Using Large Language Models to Evaluate the Inflammatory Bowel Disease Questionnaire (IBDQ)
Background/Significance:
The Inflammatory Bowel Disease Questionnaire (IBDQ), a 32-item survey published in 1989, evaluates health-related quality of life (QOL) in inflammatory bowel disease (IBD) across bowel, systemic, emotional, and social domains. Higher scores indicate better QOL. It remains widely used in clinical practice and trials. However, as therapies and patient expectations evolve, legacy instruments may not capture contemporary domains such as mental health burden, cultural factors, treatment complexity, extraintestinal manifestations, and cumulative therapy impact. Large language models (LLMs), increasingly used in clinical research, offer a systematic method to critique and refine patientreported outcome (PRO) tools. We aimed to determine whether LLMs identify meaningful gaps in the IBDQ and generate clinically relevant revisions compared with the original instrument.
Purpose:
To evaluate the IBDQ using multiple AI platforms, identify missing or underrepresented domains, generate revisions, and compare outputs through blinded expert review.
Methods:
The complete IBDQ and standardized prompts were provided to seven LLMs. Each generated a 1–10 global quality rating and structured critiques outlining strengths, limitations, redundancies, and proposed missing domains. An IBD-focused academic physician reviewed seven coded, randomized outputs under blind conditions. Overall quality, clinical appropriateness, and psychometric insight were assessed. Two 1–5 scales rated clinical applicability and comparative improvement versus the original IBDQ. Content analysis identified domains most frequently cited as underrepresented.
Results:
All LLMs rated the IBDQ favorably (7–8/10). Open Evidence retained the original structure. Copilot and Gemini reduced redundancy by consolidating items. ChatGPT expanded social consequence domains. Claude and Perplexity emphasized dietary impact, treatment burden, body image, cognitive function, and extraintestinal manifestations. Expert review found Copilot, Gemini, and Open Evidence revisions useful but inferior to the original. ChatGPT 4o and 5.1 revisions were considered improvements.
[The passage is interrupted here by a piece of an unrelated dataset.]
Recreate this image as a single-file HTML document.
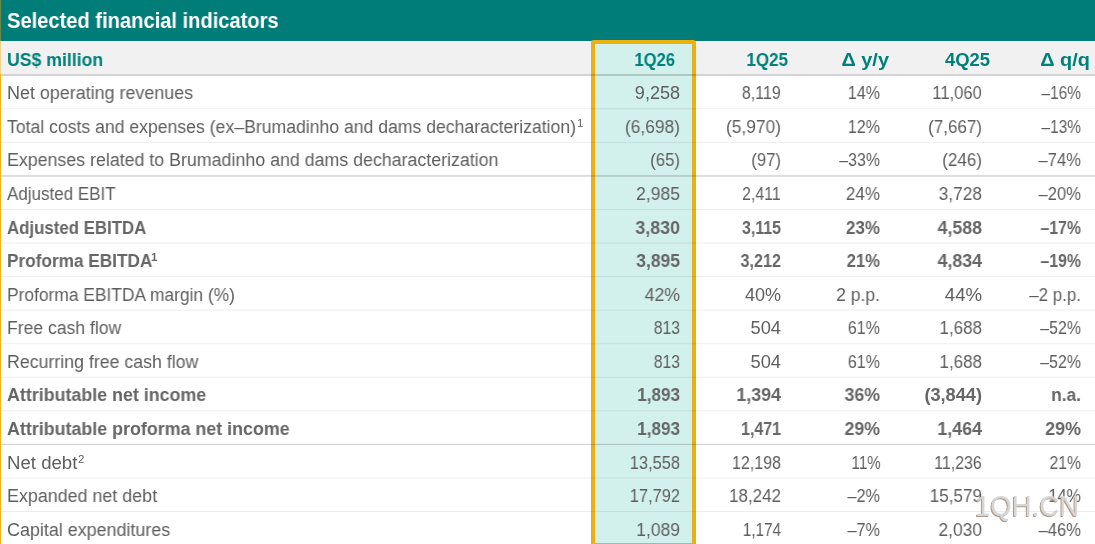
<!DOCTYPE html>
<html><head><meta charset="utf-8">
<style>
*{margin:0;padding:0;box-sizing:border-box}
html,body{width:1095px;height:544px;overflow:hidden;background:#fff}
body{position:relative;font-family:"Liberation Sans",sans-serif;color:#5e5e5e}
.abs{position:absolute}
.t{position:absolute;white-space:nowrap;font-size:18px;line-height:20px;will-change:transform}
.l{transform-origin:0 50%}
.r{transform-origin:100% 50%}
.title{left:0;top:0;width:1095px;height:41px;background:#007d78}
.sub{left:0;top:41px;width:1095px;height:33px;background:#f1f1f1}
.hd{font-weight:bold;color:#00807a}
.box{left:591px;top:40px;width:105px;height:507px;background:#d3f1ec;border:4px solid #edb014;border-radius:3px}
.ln{position:absolute;left:0;width:1095px;height:1px;background:rgba(0,0,0,0.075)}
.b{font-weight:bold;color:#666}
.sp{font-size:11px;line-height:11px;position:absolute}
.wm{position:absolute;white-space:nowrap;font-size:29px;line-height:34px;color:#d6d6d6;text-shadow:-1px 1px 0 #b39a86;transform-origin:0 50%;transform:scaleX(0.95)}
</style></head><body>
<div class="abs title"></div>
<div class="abs sub"></div>
<div class="abs box"></div>

<svg class="abs" style="left:0;top:0" width="1095" height="544" viewBox="0 0 1095 544"><rect x="0" y="74" width="1095" height="2" fill="rgba(0,0,0,0.17)"/><rect x="0" y="108.29" width="1095" height="1" fill="rgba(0,0,0,0.075)"/><rect x="0" y="141.85" width="1095" height="1" fill="rgba(0,0,0,0.075)"/><rect x="0" y="174.91" width="1095" height="2" fill="rgba(0,0,0,0.137)"/><rect x="0" y="208.97" width="1095" height="1" fill="rgba(0,0,0,0.075)"/><rect x="0" y="242.54" width="1095" height="1" fill="rgba(0,0,0,0.075)"/><rect x="0" y="276.10" width="1095" height="1" fill="rgba(0,0,0,0.075)"/><rect x="0" y="309.66" width="1095" height="1" fill="rgba(0,0,0,0.075)"/><rect x="0" y="343.22" width="1095" height="1" fill="rgba(0,0,0,0.075)"/><rect x="0" y="376.78" width="1095" height="1" fill="rgba(0,0,0,0.075)"/><rect x="0" y="410.34" width="1095" height="1" fill="rgba(0,0,0,0.075)"/><rect x="0" y="443.90" width="1095" height="1" fill="rgba(0,0,0,0.2)"/><rect x="0" y="477.46" width="1095" height="1" fill="rgba(0,0,0,0.075)"/><rect x="0" y="511.02" width="1095" height="1" fill="rgba(0,0,0,0.075)"/></svg>
<div id="title" class="t l" style="left:7px;top:5.5px;font-size:22px;line-height:30px;font-weight:bold;color:#fff;transform:scaleX(0.9145)">Selected financial indicators</div>
<div id="hl" class="t l hd" style="left:7px;top:49.8px;transform:scaleX(0.9813)">US$ million</div>
<div id="h0" class="t r hd" style="right:419.8px;top:49.8px;transform:scaleX(0.9214)">1Q26</div>
<div id="h1" class="t r hd" style="right:307.0px;top:49.8px;transform:scaleX(0.9451)">1Q25</div>
<div id="h2" class="t r hd" style="right:206.0px;top:49.8px;transform:scaleX(1.1055)">Δ y/y</div>
<div id="h3" class="t r hd" style="right:105.0px;top:49.8px;transform:scaleX(1.0235)">4Q25</div>
<div id="h4" class="t r hd" style="right:4.6px;top:49.8px;transform:scaleX(1.105)">Δ q/q</div>
<div id="L0" class="t l" style="left:7px;top:83.2px;transform:scaleX(0.9954)">Net operating revenues</div>
<div id="N0_0" class="t r" style="right:415.4px;top:83.2px;transform:scaleX(1.0038)">9,258</div>
<div id="N0_1" class="t r" style="right:314.3px;top:83.2px;transform:scaleX(0.8886)">8,119</div>
<div id="N0_2" class="t r" style="right:214.5px;top:83.2px;transform:scaleX(0.8935)">14%</div>
<div id="N0_3" class="t r" style="right:113.4px;top:83.2px;transform:scaleX(0.9196)">11,060</div>
<div id="N0_4" class="t r" style="right:13.6px;top:83.2px;transform:scaleX(0.8595)">–16%</div>
<div id="L1" class="t l" style="left:7px;top:116.8px;transform:scaleX(0.9789)">Total costs and expenses (ex–Brumadinho and dams decharacterization)</div>
<div id="N1_0" class="t r" style="right:415.4px;top:116.8px;transform:scaleX(0.9666)">(6,698)</div>
<div id="N1_1" class="t r" style="right:314.3px;top:116.8px;transform:scaleX(0.9657)">(5,970)</div>
<div id="N1_2" class="t r" style="right:214.5px;top:116.8px;transform:scaleX(0.8935)">12%</div>
<div id="N1_3" class="t r" style="right:113.4px;top:116.8px;transform:scaleX(0.9451)">(7,667)</div>
<div id="N1_4" class="t r" style="right:13.6px;top:116.8px;transform:scaleX(0.8595)">–13%</div>
<div class="t sup" style="left:577.3px;top:118.1px;font-size:11.5px;line-height:11px">1</div>
<div id="L2" class="t l" style="left:7px;top:150.3px;transform:scaleX(0.9883)">Expenses related to Brumadinho and dams decharacterization</div>
<div id="N2_0" class="t r" style="right:415.4px;top:150.3px;transform:scaleX(0.9309)">(65)</div>
<div id="N2_1" class="t r" style="right:314.3px;top:150.3px;transform:scaleX(0.9277)">(97)</div>
<div id="N2_2" class="t r" style="right:214.5px;top:150.3px;transform:scaleX(0.8853)">–33%</div>
<div id="N2_3" class="t r" style="right:113.4px;top:150.3px;transform:scaleX(0.9475)">(246)</div>
<div id="N2_4" class="t r" style="right:13.6px;top:150.3px;transform:scaleX(0.9247)">–74%</div>
<div id="L3" class="t l" style="left:7px;top:183.9px;transform:scaleX(0.9446)">Adjusted EBIT</div>
<div id="N3_0" class="t r" style="right:415.4px;top:183.9px;transform:scaleX(0.9778)">2,985</div>
<div id="N3_1" class="t r" style="right:314.3px;top:183.9px;transform:scaleX(0.8836)">2,411</div>
<div id="N3_2" class="t r" style="right:214.5px;top:183.9px;transform:scaleX(0.9492)">24%</div>
<div id="N3_3" class="t r" style="right:113.4px;top:183.9px;transform:scaleX(0.9626)">3,728</div>
<div id="N3_4" class="t r" style="right:13.6px;top:183.9px;transform:scaleX(0.9247)">–20%</div>
<div id="L4" class="t l b" style="left:7px;top:217.5px;transform:scaleX(0.9347)">Adjusted EBITDA</div>
<div id="N4_0" class="t r b" style="right:415.4px;top:217.5px;transform:scaleX(0.992)">3,830</div>
<div id="N4_1" class="t r b" style="right:314.3px;top:217.5px;transform:scaleX(0.8864)">3,115</div>
<div id="N4_2" class="t r b" style="right:214.5px;top:217.5px;transform:scaleX(0.9462)">23%</div>
<div id="N4_3" class="t r b" style="right:113.4px;top:217.5px;transform:scaleX(0.987)">4,588</div>
<div id="N4_4" class="t r b" style="right:13.6px;top:217.5px;transform:scaleX(0.8808)">–17%</div>
<div id="L5" class="t l b" style="left:7px;top:251.1px;transform:scaleX(0.9561)">Proforma EBITDA</div>
<div id="N5_0" class="t r b" style="right:415.4px;top:251.1px;transform:scaleX(0.9731)">3,895</div>
<div id="N5_1" class="t r b" style="right:314.3px;top:251.1px;transform:scaleX(0.9008)">3,212</div>
<div id="N5_2" class="t r b" style="right:214.5px;top:251.1px;transform:scaleX(0.9263)">21%</div>
<div id="N5_3" class="t r b" style="right:113.4px;top:251.1px;transform:scaleX(0.9875)">4,834</div>
<div id="N5_4" class="t r b" style="right:13.6px;top:251.1px;transform:scaleX(0.8808)">–19%</div>
<div class="t sup b" style="left:151.3px;top:252.4px;font-size:11.5px;line-height:11px">1</div>
<div id="L6" class="t l" style="left:7px;top:284.6px;transform:scaleX(0.9658)">Proforma EBITDA margin (%)</div>
<div id="N6_0" class="t r" style="right:415.4px;top:284.6px;transform:scaleX(0.9813)">42%</div>
<div id="N6_1" class="t r" style="right:314.3px;top:284.6px;transform:scaleX(1.0008)">40%</div>
<div id="N6_2" class="t r" style="right:214.5px;top:284.6px;transform:scaleX(0.9747)">2 p.p.</div>
<div id="N6_3" class="t r" style="right:113.4px;top:284.6px;transform:scaleX(1.0331)">44%</div>
<div id="N6_4" class="t r" style="right:13.6px;top:284.6px;transform:scaleX(0.9411)">–2 p.p.</div>
<div id="L7" class="t l" style="left:7px;top:318.2px;transform:scaleX(0.9761)">Free cash flow</div>
<div id="N7_0" class="t r" style="right:415.4px;top:318.2px;transform:scaleX(0.8741)">813</div>
<div id="N7_1" class="t r" style="right:314.3px;top:318.2px;transform:scaleX(1.0184)">504</div>
<div id="N7_2" class="t r" style="right:214.5px;top:318.2px;transform:scaleX(0.895)">61%</div>
<div id="N7_3" class="t r" style="right:113.4px;top:318.2px;transform:scaleX(0.9454)">1,688</div>
<div id="N7_4" class="t r" style="right:13.6px;top:318.2px;transform:scaleX(0.8874)">–52%</div>
<div id="L8" class="t l" style="left:7px;top:351.8px;transform:scaleX(0.9863)">Recurring free cash flow</div>
<div id="N8_0" class="t r" style="right:415.4px;top:351.8px;transform:scaleX(0.8741)">813</div>
<div id="N8_1" class="t r" style="right:314.3px;top:351.8px;transform:scaleX(1.0184)">504</div>
<div id="N8_2" class="t r" style="right:214.5px;top:351.8px;transform:scaleX(0.895)">61%</div>
<div id="N8_3" class="t r" style="right:113.4px;top:351.8px;transform:scaleX(0.9454)">1,688</div>
<div id="N8_4" class="t r" style="right:13.6px;top:351.8px;transform:scaleX(0.8874)">–52%</div>
<div id="L9" class="t l b" style="left:7px;top:385.3px;transform:scaleX(0.9911)">Attributable net income</div>
<div id="N9_0" class="t r b" style="right:415.4px;top:385.3px;transform:scaleX(0.9514)">1,893</div>
<div id="N9_1" class="t r b" style="right:314.3px;top:385.3px;transform:scaleX(0.9914)">1,394</div>
<div id="N9_2" class="t r b" style="right:214.5px;top:385.3px;transform:scaleX(0.9841)">36%</div>
<div id="N9_3" class="t r b" style="right:113.4px;top:385.3px;transform:scaleX(1.0108)">(3,844)</div>
<div id="N9_4" class="t r b" style="right:13.6px;top:385.3px;transform:scaleX(0.962)">n.a.</div>
<div id="L10" class="t l b" style="left:7px;top:418.9px;transform:scaleX(0.9916)">Attributable proforma net income</div>
<div id="N10_0" class="t r b" style="right:415.4px;top:418.9px;transform:scaleX(0.9514)">1,893</div>
<div id="N10_1" class="t r b" style="right:314.3px;top:418.9px;transform:scaleX(0.8864)">1,471</div>
<div id="N10_2" class="t r b" style="right:214.5px;top:418.9px;transform:scaleX(0.9841)">29%</div>
<div id="N10_3" class="t r b" style="right:113.4px;top:418.9px;transform:scaleX(0.9919)">1,464</div>
<div id="N10_4" class="t r b" style="right:13.6px;top:418.9px;transform:scaleX(0.9951)">29%</div>
<div id="L11" class="t l" style="left:7px;top:452.5px;transform:scaleX(1.0342)">Net debt</div>
<div id="N11_0" class="t r" style="right:415.4px;top:452.5px;transform:scaleX(0.914)">13,558</div>
<div id="N11_1" class="t r" style="right:314.3px;top:452.5px;transform:scaleX(0.8913)">12,198</div>
<div id="N11_2" class="t r" style="right:214.5px;top:452.5px;transform:scaleX(0.8432)">11%</div>
<div id="N11_3" class="t r" style="right:113.4px;top:452.5px;transform:scaleX(0.8846)">11,236</div>
<div id="N11_4" class="t r" style="right:13.6px;top:452.5px;transform:scaleX(0.8753)">21%</div>
<div class="t sup" style="left:77.5px;top:453.8px;font-size:11.5px;line-height:11px">2</div>
<div id="L12" class="t l" style="left:7px;top:486.0px;transform:scaleX(0.9934)">Expanded net debt</div>
<div id="N12_0" class="t r" style="right:415.4px;top:486.0px;transform:scaleX(0.9137)">17,792</div>
<div id="N12_1" class="t r" style="right:314.3px;top:486.0px;transform:scaleX(0.9457)">18,242</div>
<div id="N12_2" class="t r" style="right:214.5px;top:486.0px;transform:scaleX(0.9036)">–2%</div>
<div id="N12_3" class="t r" style="right:113.4px;top:486.0px;transform:scaleX(0.9514)">15,579</div>
<div id="N12_4" class="t r" style="right:13.6px;top:486.0px;transform:scaleX(0.905)">14%</div>
<div id="L13" class="t l" style="left:7px;top:519.6px;transform:scaleX(0.9953)">Capital expenditures</div>
<div id="N13_0" class="t r" style="right:415.4px;top:519.6px;transform:scaleX(0.9725)">1,089</div>
<div id="N13_1" class="t r" style="right:314.3px;top:519.6px;transform:scaleX(0.8482)">1,174</div>
<div id="N13_2" class="t r" style="right:214.5px;top:519.6px;transform:scaleX(0.9036)">–7%</div>
<div id="N13_3" class="t r" style="right:113.4px;top:519.6px;transform:scaleX(0.9667)">2,030</div>
<div id="N13_4" class="t r" style="right:13.6px;top:519.6px;transform:scaleX(0.9247)">–46%</div>
<div class="abs" style="left:0;top:0;width:1px;height:41px;background:#6a8a4c"></div>
<div class="abs" style="left:0;top:41px;width:1px;height:33px;background:#efd58c"></div>
<div class="abs" style="left:0;top:74px;width:1px;height:470px;background:#efb31c"></div>
<div class="wm" style="left:975px;top:489px">1QH.CN</div>
</body></html>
Claude received the highest evaluation, with revisions viewed as potentially practice-changing.
Conclusion:
LLMs identified domains not fully captured in the IBDQ and proposed meaningful refinements. While outputs varied, many emphasized reducing questionnaire burden and improving clarity. LLMs may serve as scalable tools to modernize legacy PRO instruments, with expert oversight to ensure clinical rigor and relevance.